§ **STATED TASK**: Repeat verbatim only the lines from the opening of the material below through the one that contains "import React from 'react';".

§ **RECORDED DATA**:

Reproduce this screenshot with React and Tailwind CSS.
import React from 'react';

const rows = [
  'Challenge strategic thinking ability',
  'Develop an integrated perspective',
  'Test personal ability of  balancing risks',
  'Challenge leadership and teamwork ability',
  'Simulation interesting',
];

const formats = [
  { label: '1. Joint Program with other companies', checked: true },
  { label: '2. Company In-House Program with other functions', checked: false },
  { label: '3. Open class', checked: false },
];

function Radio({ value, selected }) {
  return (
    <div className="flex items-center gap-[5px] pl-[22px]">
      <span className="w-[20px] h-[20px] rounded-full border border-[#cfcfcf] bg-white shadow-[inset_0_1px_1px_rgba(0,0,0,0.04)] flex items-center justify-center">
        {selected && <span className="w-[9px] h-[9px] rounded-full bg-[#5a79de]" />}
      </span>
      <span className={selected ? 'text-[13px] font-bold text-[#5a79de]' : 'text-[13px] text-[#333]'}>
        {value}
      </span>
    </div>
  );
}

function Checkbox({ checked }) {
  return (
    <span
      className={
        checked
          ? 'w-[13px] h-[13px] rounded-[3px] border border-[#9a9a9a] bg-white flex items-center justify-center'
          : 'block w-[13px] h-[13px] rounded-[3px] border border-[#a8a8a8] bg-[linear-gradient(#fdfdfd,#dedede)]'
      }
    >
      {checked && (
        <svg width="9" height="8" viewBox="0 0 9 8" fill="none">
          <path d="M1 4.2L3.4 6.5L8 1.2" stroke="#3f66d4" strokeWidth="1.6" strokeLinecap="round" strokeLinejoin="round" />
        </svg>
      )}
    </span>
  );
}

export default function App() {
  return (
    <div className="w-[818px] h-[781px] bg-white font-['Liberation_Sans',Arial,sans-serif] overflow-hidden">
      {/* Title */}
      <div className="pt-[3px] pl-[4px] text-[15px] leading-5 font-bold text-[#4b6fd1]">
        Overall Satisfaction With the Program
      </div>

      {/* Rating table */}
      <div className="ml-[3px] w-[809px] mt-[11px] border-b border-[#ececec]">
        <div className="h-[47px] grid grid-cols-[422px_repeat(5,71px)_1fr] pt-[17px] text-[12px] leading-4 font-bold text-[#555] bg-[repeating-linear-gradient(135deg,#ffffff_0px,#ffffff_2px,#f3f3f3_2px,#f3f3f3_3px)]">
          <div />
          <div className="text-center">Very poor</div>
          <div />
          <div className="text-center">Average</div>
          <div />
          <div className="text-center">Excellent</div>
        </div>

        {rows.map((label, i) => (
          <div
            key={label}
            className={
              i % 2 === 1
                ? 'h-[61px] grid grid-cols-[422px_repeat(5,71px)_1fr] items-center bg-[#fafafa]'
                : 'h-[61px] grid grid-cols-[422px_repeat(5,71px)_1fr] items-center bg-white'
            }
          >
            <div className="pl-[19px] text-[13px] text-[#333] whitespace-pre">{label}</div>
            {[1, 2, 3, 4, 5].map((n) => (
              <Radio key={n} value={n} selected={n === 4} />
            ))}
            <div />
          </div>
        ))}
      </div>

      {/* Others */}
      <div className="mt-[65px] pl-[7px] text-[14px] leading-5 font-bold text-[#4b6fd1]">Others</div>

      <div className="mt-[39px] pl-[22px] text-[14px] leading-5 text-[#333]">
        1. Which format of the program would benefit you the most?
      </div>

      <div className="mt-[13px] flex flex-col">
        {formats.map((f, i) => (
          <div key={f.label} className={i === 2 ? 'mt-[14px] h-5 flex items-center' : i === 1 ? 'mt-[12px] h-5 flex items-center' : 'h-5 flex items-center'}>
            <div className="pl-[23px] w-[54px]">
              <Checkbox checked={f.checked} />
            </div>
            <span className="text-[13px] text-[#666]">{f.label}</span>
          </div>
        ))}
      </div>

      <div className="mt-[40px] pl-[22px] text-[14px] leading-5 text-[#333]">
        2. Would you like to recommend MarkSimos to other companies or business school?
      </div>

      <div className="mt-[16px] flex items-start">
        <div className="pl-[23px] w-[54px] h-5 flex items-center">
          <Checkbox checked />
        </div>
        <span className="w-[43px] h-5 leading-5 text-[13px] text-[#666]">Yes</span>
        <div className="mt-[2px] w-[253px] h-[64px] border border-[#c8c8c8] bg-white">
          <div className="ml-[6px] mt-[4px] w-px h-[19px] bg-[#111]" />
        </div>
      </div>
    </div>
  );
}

§ **THE OUTPUT**:
Reproduce this screenshot with React and Tailwind CSS.
import React from 'react';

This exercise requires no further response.